So today is self injury awareness day. It’s been so well publicised that I didn’t know until today and it was through Mood Panda I found out! But anyway…
I used to self harm on a regular basis. I’ve shared my story a million times before though so I’m a bit stumped for what to write today so I put out a call for guest posts and kindly Reality Hide and Seek has allowed me to repost her daughter’s guest post. Massive thanks to both of them.
This year will mark 10 years of self-injury and the longest period of sobriety I’ve been able to keep has been 6 months. The first time I self-injured I carved a boyfriend’s initials into the side of my wrist using one of those cheap mechanical pencils. I did it because he did it with my initials. I don’t remember how I got hooked. After that I used to use erasers, push pins, safety pins and such to carve or rub layers of flesh away. It wasn’t until recently that I started cutting with a blade. I feel like a big kid now.

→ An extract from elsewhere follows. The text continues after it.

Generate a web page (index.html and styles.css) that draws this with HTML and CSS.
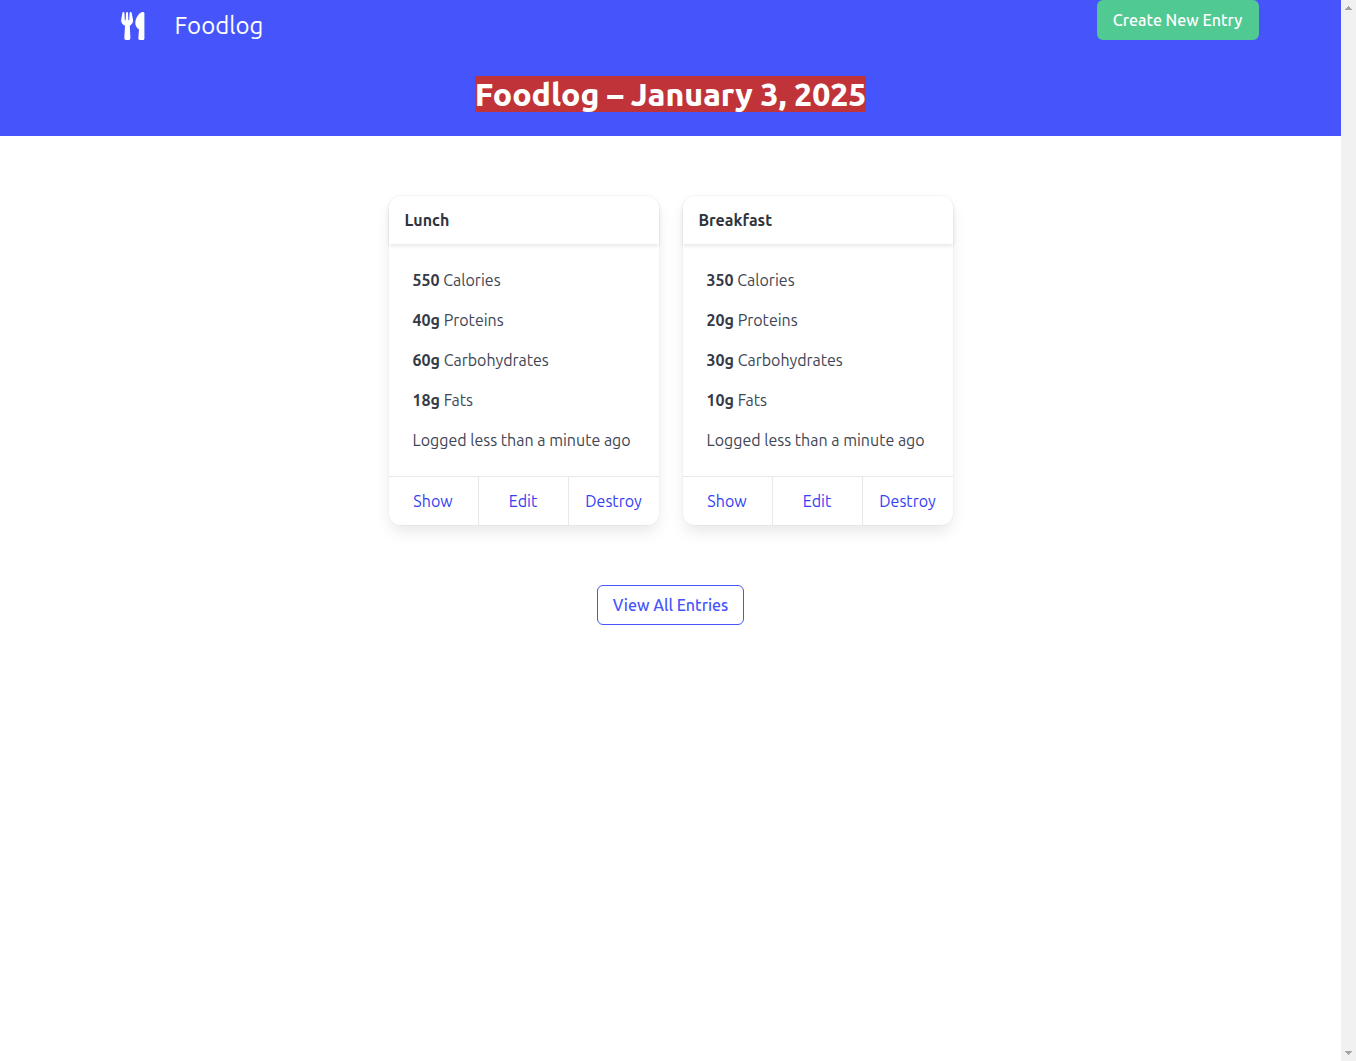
FILE: index.html
```html
<!DOCTYPE html>
<html lang="en">
<head>
<meta charset="utf-8">
<title>Foodlog</title>
<meta name="viewport" content="width=device-width, initial-scale=1">
<link rel="stylesheet" href="styles.css">
</head>
<body>
<div class="page">
  <header class="hero">
    <nav class="navbar" aria-label="Main">
      <a class="brand" href="#">
        <svg class="brand-icon" viewBox="0 0 24 28" aria-hidden="true">
          <path fill="currentColor" d="M1.4 1Q1.5 0 2.4 0T3.4 1L3.8 8.2H4.6L5 .9Q5.1 0 6 0T7 .9L7.4 8.2H8.2L8.6 1Q8.7 0 9.6 0T10.7 1L12 7.8C12.5 10.6 11 12.4 8.8 13.8L9.4 26.3Q9.4 28 7.8 28H5Q3.3 28 3.3 26.3L4 13.8C1.7 12.4-.3 10.6.2 7.8ZM22 0Q23.4 0 23.4 1.4V26.5Q23.4 28 22 28H18.8Q17.2 28 17.3 26.4L18 17.6C15.8 15.8 14.3 13.8 14.3 11.2 14.3 6 18.2.2 22 0Z"/>
        </svg>
        <span class="brand-name">Foodlog</span>
      </a>
      <button class="button button-success" type="button">Create New Entry</button>
    </nav>
    <div class="hero-title">
      <h1 class="title">Foodlog – January 3, 2025</h1>
    </div>
  </header>
  <main class="content">
    <div class="cards">
      <article class="card">
        <h2 class="card-header">Lunch</h2>
        <div class="card-content">
          <p><strong>550</strong> Calories</p>
          <p><strong>40g</strong> Proteins</p>
          <p><strong>60g</strong> Carbohydrates</p>
          <p><strong>18g</strong> Fats</p>
          <p>Logged less than a minute ago</p>
        </div>
        <footer class="card-footer">
          <a href="#">Show</a>
          <a href="#">Edit</a>
          <a href="#">Destroy</a>
        </footer>
      </article>
      <article class="card">
        <h2 class="card-header">Breakfast</h2>
        <div class="card-content">
          <p><strong>350</strong> Calories</p>
          <p><strong>20g</strong> Proteins</p>
          <p><strong>30g</strong> Carbohydrates</p>
          <p><strong>10g</strong> Fats</p>
          <p>Logged less than a minute ago</p>
        </div>
        <footer class="card-footer">
          <a href="#">Show</a>
          <a href="#">Edit</a>
          <a href="#">Destroy</a>
        </footer>
      </article>
    </div>
    <a class="button button-outlined" href="#">View All Entries</a>
  </main>
</div>
<div class="scrollbar" aria-hidden="true">
  <svg class="scroll-arrow" viewBox="0 0 7 4"><path fill="#a3a3a3" d="M3 0h1v1h1v1h1v1h1v1H0V3h1V2h1V1h1z"/></svg>
  <svg class="scroll-arrow" viewBox="0 0 7 4"><path fill="#a3a3a3" d="M0 0h7v1H6v1H5v1H4v1H3V3H2V2H1V1H0z"/></svg>
</div>
</body>
</html>
```
FILE: styles.css
```css
*,
*::before,
*::after {
  box-sizing: border-box;
}

body {
  margin: 0;
  min-height: 100vh;
  display: grid;
  grid-template-columns: 1fr 15px;
  background: #fff;
  color: #404654;
  font-family: Ubuntu, "Open Sans", "Noto Sans", sans-serif;
  font-size: 16px;
  font-weight: 400;
  line-height: 24px;
  text-rendering: optimizeLegibility;
}

h1,
h2,
p {
  margin: 0;
}

a {
  color: #3440f4;
  text-decoration: none;
}

strong {
  color: #353a46;
  font-weight: 600;
}

.hero {
  background: #4655fb;
  padding-bottom: 24px;
}

.navbar {
  display: flex;
  align-items: flex-start;
  justify-content: space-between;
  max-width: 1176px;
  margin: 0 auto;
}

.brand {
  display: flex;
  align-items: center;
  gap: 30px;
  height: 52px;
  padding-left: 38px;
  color: #fff;
}

.brand-icon {
  width: 24px;
  height: 28px;
}

.brand-name {
  font-size: 24px;
  line-height: 36px;
}

.button {
  display: inline-flex;
  align-items: center;
  justify-content: center;
  height: 40px;
  padding: 0 15px;
  border: 1px solid transparent;
  border-radius: 6px;
  font-family: inherit;
  font-size: 16px;
  font-weight: 500;
  line-height: 24px;
  cursor: pointer;
}

.button-success {
  min-width: 162px;
  background: #51c993;
  color: #fff;
}

.button-outlined {
  min-width: 147px;
  border-color: #4655fb;
  color: #4655fb;
}

.hero-title {
  display: flex;
  justify-content: center;
  padding: 24px 24px 0;
}

.title {
  background: #c03439;
  color: #fff;
  font-size: 32px;
  font-weight: 800;
  line-height: 36px;
}

.content {
  display: flex;
  flex-direction: column;
  align-items: center;
  gap: 60px;
  padding: 60px 24px;
}

.cards {
  display: flex;
  flex-wrap: wrap;
  justify-content: center;
  gap: 24px;
}

.card {
  width: 270px;
  border-radius: 12px;
  background: #fff;
  box-shadow: 0 8px 16px -2px rgba(10, 10, 10, 0.1), 0 0 0 1px rgba(10, 10, 10, 0.02);
}

.card-header {
  padding: 12px 16px;
  border-radius: 12px 12px 0 0;
  box-shadow: 0 2px 4px rgba(10, 10, 10, 0.1);
  color: #2e333d;
  font-size: 16px;
  font-weight: 600;
  line-height: 24px;
}

.card-content {
  display: grid;
  gap: 16px;
  padding: 24px;
}

.card-footer {
  display: grid;
  grid-template-columns: repeat(3, 1fr);
  border-top: 1px solid #e8e9ee;
}

.card-footer a {
  padding: 12px;
  border-right: 1px solid #e8e9ee;
  text-align: center;
}

.card-footer a:last-child {
  border-right: 0;
}

.scrollbar {
  position: sticky;
  top: 0;
  height: 100vh;
  display: flex;
  flex-direction: column;
  align-items: center;
  justify-content: space-between;
  padding: 6px 0;
  background: #f1f1f1;
}

.scroll-arrow {
  width: 7px;
  height: 4px;
}
```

I no longer cut because I’m depressed. I cut because it’s an addiction, a compulsion. I do still hate myself. I fucking DESPISE myself. Every fiber of my being from my mind to my body. Especially my body. When I was on the Latuda I was worse, not better. Since my OD I didn’t refill the Latuda and I’ve been fine. But I cut because I wanted all these scars. I wanted to deform my body so no one would look at me. I wanted people to hate me, to be disgusted with me, as much as I am with myself. But at the same time I’m very self-conscious about my scars.
I have ugly red scars all up and down my legs. Very light pink ones up and down my arms. Yet I cannot cut deep enough. I cannot cut enough. I don’t have enough scars. For me it’s not about the bloodshed, it’s about the scars and the pain, and the throbbing. I’m a masochist, I do enjoy pain and do get pleasure from it. I don’t want to stop cutting, but I suppose that’s what every addict says. I am an addict. Heh.
Hi, my name is Rachel and I’m an addict.
The last time I tried to stop cutting cold turkey I got 7 days before I started getting withdrawals. It eventually passed but it was still miserable. It’s interesting to be addicted to something your body naturally produces. It will always be there. You won’t ever build up a resistance to it because your body will automatically adjust itself. You’ll never run out of it. You don’t have to pay for it. It’s fucking wonderful. It’s the best feeling in the world. You giggle watching the blood droplets form. When I see those layers of flesh from cutting deep I get lightheaded but it’s still so wonderful.
But I can never cut deep enough. I will admit that it has been for attention, it has been a “cry for help” at some points. But it’s never been enough. I used to be embarrassed and shy about my scars and self-injury but I did want someone to ask about them. Now I laugh about it. I’m candid about it, I don’t give a shit anymore. It’s out in the open. People know I still do it and there’s nothing they can do about it. I’m not going to stop because someone asks me to. I don’t REALLY understand why it’s bad for me. I only know it hurts other people. That was the only reason I would try to stop. But now I don’t care anymore. Because if I can’t stop for my own sake then stopping for other people is not the way to do it. I can’t rely on other people to keep me under control. It’s also strange to be triggered by your own scars. It’s kind of unfortunate, really. You can’t look at your own body without wanting to cut more.
After I got home from the hospital this last time I gathered up all my blades and utensils and walked them out with my mom to the trash compactor. But I forgot two blades in my bathroom. It was so hard to resist using them. Eventually I caved in and used them. I went to Wal Mart and got a new set.
It’s been ten years. I can’t see myself stopping anytime soon. I don’t know if it’s a good thing that at least it’s not out of self-hatred and only because it’s an addiction.
Hi, my name is Rachel, and I’m an addict.